Many brands try to say everything at once. They list all services, all benefits, all formats, all features, and all advantages in one stream. It looks “full,” but it feels heavy.

The client does not need maximum information. The client needs a clear conclusion.

If the message is overloaded, the audience stops processing it. Instead of moving closer to a decision, they postpone it. That is why exhausting marketing often gets attention but not action.

You are explaining too much and proving too little

Another common mistake is replacing persuasion with volume. Businesses keep adding text, posts, stories, pages, and presentations, hoping that more explanation will finally push the client forward.

Usually it does the opposite.

If your marketing talks a lot but does not sharpen the problem, show the consequence, and connect the offer to a visible result, it starts to feel tiring. The audience keeps consuming, but nothing becomes clearer.

A tired audience rarely converts.

Marketing gets exhausting when the offer is vague

When the offer itself is weak, the business tries to compensate with more communication. More warming, more content, more follow-ups, more “touchpoints.”

But if the core value is still unclear, all of that just increases pressure without increasing understanding.

This is where the real issue usually sits:

  • the offer is too broad
  • the value is not specific enough
  • the outcome is poorly framed
  • the message sounds like everyone else

In that situation, marketing becomes exhausting because it keeps working around the problem instead of fixing it.

People buy when the path feels simple

Good marketing does not overwhelm. It reduces effort.

A strong message should help the client quickly understand:

  • what the problem is
  • why the current approach is failing
  • what result your solution creates
  • why your offer is worth trusting

When that logic is clear, the decision feels lighter. When it is not, the audience keeps scrolling, comparing, and delaying.

Selling becomes easier when understanding becomes faster.

The goal is not more content.

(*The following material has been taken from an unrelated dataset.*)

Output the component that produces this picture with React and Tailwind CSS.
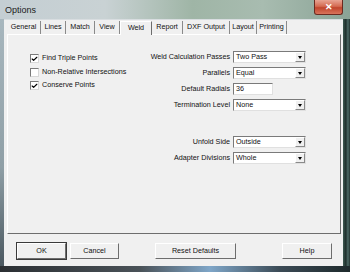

It is more movement

A lot of marketing looks active but creates no momentum. It informs, reminds, and fills the feed, but does not move the person toward action.

Useful marketing should do at least one of these things:

  • make the pain more visible
  • make the value more concrete
  • make the solution easier to trust
  • make the next step feel obvious

If it does none of that, it may still look professional, but it will feel tiring instead of convincing.

Conclusion

Your marketing starts exhausting people when it creates too much effort and too little clarity. More posts, more pages, and more words do not automatically make the offer stronger. Very often they just make the decision heavier.

If your audience watches, reads, and clicks but still does not move, the issue may not be effort or traffic. It may be the way your message is structured. If your marketing feels busy but sells weakly, it is time to simplify the logic, sharpen the offer, and turn communication into a path to action instead of a wall of noise.